Re: Re: [RFC 0/6] optimize ctx switch with rb-tree

From: David Carrillo-Cisneros
Date: Mon May 15 2017 - 15:23:05 EST


> So, I see that event_sched_out() function (4.11.0-rc6+) additionally to
> disabling an active (PERF_EVENT_STATE_ACTIVE) event in HW also performs
> updates of tstamp fields for inactive (PERF_EVENT_STATE_INACTIVE) events
> assigned to "the other" cpus (different from the one that is executing the
> function):
>
> static void
> event_sched_out(struct perf_event *event,
> struct perf_cpu_context *cpuctx,
> struct perf_event_context *ctx)
> {
> u64 tstamp = perf_event_time(event);
> u64 delta;
>
> WARN_ON_ONCE(event->ctx != ctx);
> lockdep_assert_held(&ctx->lock);
>
> /*
> * An event which could not be activated because of
> * filter mismatch still needs to have its timings
> * maintained, otherwise bogus information is return
> * via read() for time_enabled, time_running:
> */
> -> if (event->state == PERF_EVENT_STATE_INACTIVE &&
> -> !event_filter_match(event)) {
> -> delta = tstamp - event->tstamp_stopped;
> -> event->tstamp_running += delta;
> -> event->tstamp_stopped = tstamp;
> -> }
> ->
> -> if (event->state != PERF_EVENT_STATE_ACTIVE)
> -> return;
>
> I suggest moving this updating work to the context of perf_event_task_tick()
> callback. It goes per-cpu with 1ms interval by default so the inactive
> events will get their tstamp fields updated aside of this critical path:
>
> event_sched_out()
> group_sched_out()
> ctx_sched_out()
> perf_rotate_context()
> perf_mux_hrtimer_handler()
>
> This change will shorten performance critical processing to active events
> only as the amount of the events is always HW-limited.
>

I can see that updating times for all events not schedule due to
event_filter_match is problematic, but I don't see much gain by moving
it to a callback, since the unnecessary and cache unfriendly work
still needs to be performed.

What about trying to eliminate that update altogether? I am thinking
on using context's timestamp (and or add other time keeping variables
to it) to calculate/update tstamp_running and tstamp_stopped on event
read, so that unscheduled events don't need to update time every
context switch. What do you think?

>>
>>> Could you provide me with the cumulative patch set to expedite the ramp
>>> up?
>>
>>
>> This RFC is my latest version. I did not have a good solution on how to
>> solve the problem of handling failure of PMUs that share contexts, and to
>> activate/inactivate them.
>>
>> Some things to keep in mind when dealing with task-contexts are:
>> 1. The number of PMUs is large and growing, iterating over all PMUs may
>> be expensive (see https://lkml.org/lkml/2017/1/18/859 ).
>> 2. event_filter_match in this RFC is only used because I did not find a
>> better ways to filter out events with the rb-tree. It would be nice if we
>> wouldn't have to check event->cpu != -1 && event->cpu ==
>> smp_processor_id() and cgroup stuff for every event in task contexts.
>
>
> Checking an event for cpu affinity will be avoided, at least for the
> critical path mentioned above.
>
>> 3. I used the inactive events list in this RFC as a cheaper alternative
>> to threading the rb-tree but it has the problem that events that are removed
>> due to conflict would be placed at the end of the list even if didn't run. I
>> cannot recall if that ever happens. > Using this list also causes problem
>> (2.) maybe threading the tree isa better alternative?
>
>
> The simplest RB-tree key for the change being suggested could be like
> {event->cpu, event->id} so events could be organized into per-cpu sub-trees
> for fast search and enumeration. All software event could be grouped under
> event->cpu == -1.

Software events (aka events in "software" task context) may have cpu != -1.

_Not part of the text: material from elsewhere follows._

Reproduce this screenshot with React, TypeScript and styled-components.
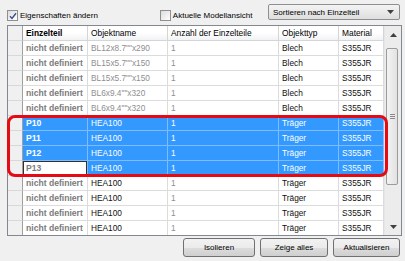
import React from "react";
import styled, { createGlobalStyle, css } from "styled-components";

interface IRow {
  part: string;
  name: string;
  count: string;
  type: string;
  material: string;
  nameDark?: boolean;
  selected?: boolean;
  focused?: boolean;
}

const rows: IRow[] = [
  { part: "nicht definiert", name: 'BL12x8.7""x290', count: "1", type: "Blech", material: "S355JR" },
  { part: "nicht definiert", name: 'BL15x5.7""x150', count: "1", type: "Blech", material: "S355JR" },
  { part: "nicht definiert", name: 'BL15x5.7""x150', count: "1", type: "Blech", material: "S355JR" },
  { part: "nicht definiert", name: 'BL6x9.4""x320', count: "1", type: "Blech", material: "S355JR" },
  { part: "nicht definiert", name: 'BL6x9.4""x320', count: "1", type: "Blech", material: "S355JR" },
  { part: "P10", name: "HEA100", count: "1", type: "Träger", material: "S355JR", selected: true },
  { part: "P11", name: "HEA100", count: "1", type: "Träger", material: "S355JR", selected: true },
  { part: "P12", name: "HEA100", count: "1", type: "Träger", material: "S355JR", selected: true },
  { part: "P13", name: "HEA100", count: "1", type: "Träger", material: "S355JR", selected: true, focused: true },
  { part: "nicht definiert", name: "HEA100", count: "1", type: "Träger", material: "S355JR", nameDark: true },
  { part: "nicht definiert", name: "HEA100", count: "1", type: "Träger", material: "S355JR", nameDark: true },
  { part: "nicht definiert", name: "HEA100", count: "1", type: "Träger", material: "S355JR", nameDark: true },
  { part: "nicht definiert", name: "HEA100", count: "1", type: "Träger", material: "S355JR", nameDark: true },
];

const GlobalStyle = createGlobalStyle`
  html, body {
    margin: 0;
    padding: 0;
    background: #f0f0f0;
  }
`;

const Page = styled.div`
  width: 405px;
  height: 261px;
  background: #f0f0f0;
  font-family: "Liberation Sans", Arial, sans-serif;
  font-size: 8px;
  color: #000;
  overflow: hidden;
`;

const TopBar = styled.div`
  height: 25px;
  display: flex;
  align-items: flex-start;
  padding: 4px 5px 0 7px;
  box-sizing: border-box;
`;

const CheckLabel = styled.label<{ $offset?: number }>`
  display: flex;
  align-items: center;
  gap: 2px;
  margin-top: 6px;
  margin-left: ${(p) => p.$offset || 0}px;
  font-size: 8px;
  white-space: nowrap;
`;

const Box = styled.span`
  width: 9px;
  height: 9px;
  border: 1px solid #8e8f8f;
  background: linear-gradient(135deg, #dcdcdc 0%, #ffffff 100%);
  display: flex;
  align-items: center;
  justify-content: center;
`;

const Combo = styled.div`
  margin-left: auto;
  width: 121px;
  height: 14px;
  border: 1px solid #8e8f8f;
  border-radius: 2px;
  background: linear-gradient(#f4f4f4, #dedede);
  display: flex;
  align-items: center;
  padding: 0 5px 0 4px;
  font-size: 8px;
  box-sizing: content-box;
`;

const ComboText = styled.span`
  flex: 1;
`;

const GridArea = styled.div`
  position: relative;
  margin-left: 7px;
  width: 395px;
`;

const Frame = styled.div`
  height: 211px;
  border: 1px solid #828790;
  box-sizing: border-box;
  background: #fff;
  display: flex;
  overflow: hidden;
`;

const Table = styled.div`
  display: grid;
  grid-template-columns: 15px 65px 80px 111px 60px 45px;
  grid-auto-rows: 15px;
  align-content: start;
`;

const HeadCell = styled.div<{ $bold?: boolean }>`
  background: linear-gradient(#ffffff 0%, #ffffff 50%, #f1f2f4 100%);
  border-right: 1px solid #d5d5d5;
  border-bottom: 1px solid #d5d5d5;
  padding-left: 3px;
  display: flex;
  align-items: center;
  font-size: 8.4px;
  font-weight: ${(p) => (p.$bold ? 700 : 400)};
  white-space: nowrap;
  overflow: hidden;
`;

const RowHead = styled.div`
  background: #f0f0f0;
  border-right: 1px solid #a0a0a0;
  border-bottom: 1px solid #d8d8d8;
`;

const Cell = styled.div<{ $sel?: boolean; $focus?: boolean; $tone?: "dark" | "gray" | "light"; $bold?: boolean }>`
  display: flex;
  align-items: center;
  padding-left: 3px;
  white-space: nowrap;
  overflow: hidden;
  font-size: ${(p) => (p.$bold ? 8.6 : 8.3)}px;
  font-weight: ${(p) => (p.$bold ? 700 : 400)};
  border-right: 1px solid #dcdcdc;
  border-bottom: 1px solid #dcdcdc;
  background: #fff;
  color: ${(p) => (p.$tone === "dark" ? "#111" : p.$tone === "light" ? "#8e8e8e" : "#7b7b7b")};
  ${(p) =>
    p.$sel &&
    css`
      background: #3399ff;
      color: #fff;
      border-right-color: #7dbdff;
      border-bottom-color: #7dbdff;
    `}
  ${(p) =>
    p.$focus &&
    css`
      background: #fff;
      color: #7b7b7b;
      box-shadow: inset 0 0 0 1px #303030;
    `}
`;

const ScrollBar = styled.div`
  width: 17px;
  display: flex;
  flex-direction: column;
  background: #ececec;
  border-left: 1px solid #e6e6e6;
  box-sizing: border-box;
`;

const ArrowBtn = styled.div`
  height: 17px;
  display: flex;
  align-items: center;
  justify-content: center;
`;

const Track = styled.div`
  flex: 1;
  padding-top: 5px;
`;

const Thumb = styled.div`
  width: 12px;
  height: 137px;
  margin-left: 1px;
  border: 1px solid #9b9b9b;
  border-radius: 2px;
  background: linear-gradient(90deg, #f3f3f3, #e2e2e2);
  box-sizing: border-box;
  display: flex;
  align-items: center;
  justify-content: center;
`;

const Grip = styled.div`
  width: 5px;
  height: 6px;
  background: repeating-linear-gradient(#8a8a8a 0 1px, transparent 1px 2px);
`;

const Highlight = styled.div`
  position: absolute;
  left: 0;
  top: 90px;
  width: 381px;
  height: 62px;
  border: 3px solid #e60a14;
  border-radius: 8px;
  box-sizing: border-box;
  pointer-events: none;
`;

const ButtonBar = styled.div`
  display: flex;
  justify-content: flex-end;
  gap: 5px;
  padding-right: 5px;
  margin-top: 2px;
`;

const Button = styled.button<{ $w: number }>`
  width: ${(p) => p.$w}px;
  height: 19px;
  border: 1px solid #707070;
  border-radius: 3px;
  background: linear-gradient(#f2f2f2 0%, #ebebeb 50%, #dddddd 51%, #cfcfcf 100%);
  font-family: "Liberation Sans", Arial, sans-serif;
  font-size: 8px;
  color: #000;
  padding: 0;
`;

const Check = () => (
  <svg width="8" height="8" viewBox="0 0 8 8">
    <path d="M1 4.2 L3 6.4 L7 1.2" fill="none" stroke="#3b4f8a" strokeWidth="1.4" />
  </svg>
);

const Tri = ({ up }: { up?: boolean }) => (
  <svg width="7" height="4" viewBox="0 0 7 4">
    <path d={up ? "M0 4 L3.5 0 L7 4 Z" : "M0 0 L3.5 4 L7 0 Z"} fill="#404040" />
  </svg>
);

const App: React.FC = () => {
  return (
    <Page>
      <GlobalStyle />
      <TopBar>
        <CheckLabel>
          <Box>
            <Check />
          </Box>
          Eigenschaften ändern
        </CheckLabel>
        <CheckLabel $offset={62}>
          <Box />
          Aktuelle Modellansicht
        </CheckLabel>
        <Combo>
          <ComboText>Sortieren nach Einzelteil</ComboText>
          <Tri />
        </Combo>
      </TopBar>
      <GridArea>
        <Frame>
          <Table>
            <RowHead />
            <HeadCell $bold>Einzelteil</HeadCell>
            <HeadCell>Objektname</HeadCell>
            <HeadCell>Anzahl der Einzelteile</HeadCell>
            <HeadCell>Objekttyp</HeadCell>
            <HeadCell>Material</HeadCell>
            {rows.map((r, i) => (
              <React.Fragment key={i}>
                <RowHead />
                <Cell $bold $sel={r.selected} $focus={r.focused}>
                  {r.part}
                </Cell>
                <Cell $sel={r.selected} $tone={r.nameDark ? "dark" : "light"}>
                  {r.name}
                </Cell>
                <Cell $sel={r.selected} $tone="light">
                  {r.count}
                </Cell>
                <Cell $sel={r.selected} $tone="dark">
                  {r.type}
                </Cell>
                <Cell $sel={r.selected} $tone="dark">
                  {r.material}
                </Cell>
              </React.Fragment>
            ))}
          </Table>
          <ScrollBar>
            <ArrowBtn>
              <Tri up />
            </ArrowBtn>
            <Track>
              <Thumb>
                <Grip />
              </Thumb>
            </Track>
            <ArrowBtn>
              <Tri />
            </ArrowBtn>
          </ScrollBar>
        </Frame>
        <Highlight />
      </GridArea>
      <ButtonBar>
        <Button $w={72}>Isolieren</Button>
        <Button $w={68}>Zeige alles</Button>
        <Button $w={67}>Aktualisieren</Button>
      </ButtonBar>
    </Page>
  );
};

export default App;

I think you need some timestamp in the key to help you find the next
event to schedule.

Do you have plans to address the problem of events in software context
that fail to schedule (like CQM) or more that one hardware PMU?

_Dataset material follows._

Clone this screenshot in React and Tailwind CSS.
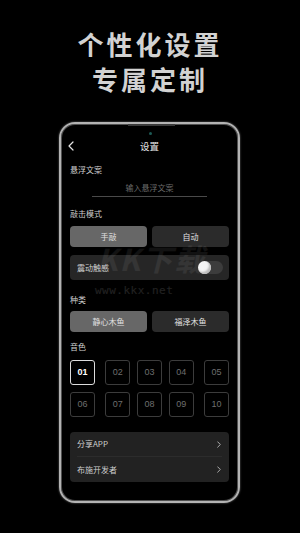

For me, this whole thing turn out to be much more complex that I
initially anticipated (one of the reasons I put my version on hold).
It may be a good idea to iron out event's time keeping before trying
to improve the event's data structures used in event scheduling (i.e.
pinned/flexible lists vs rb-tree). Just to support my point, look at
how cgroup events keep their time (__update_cgrp_time et al.).

David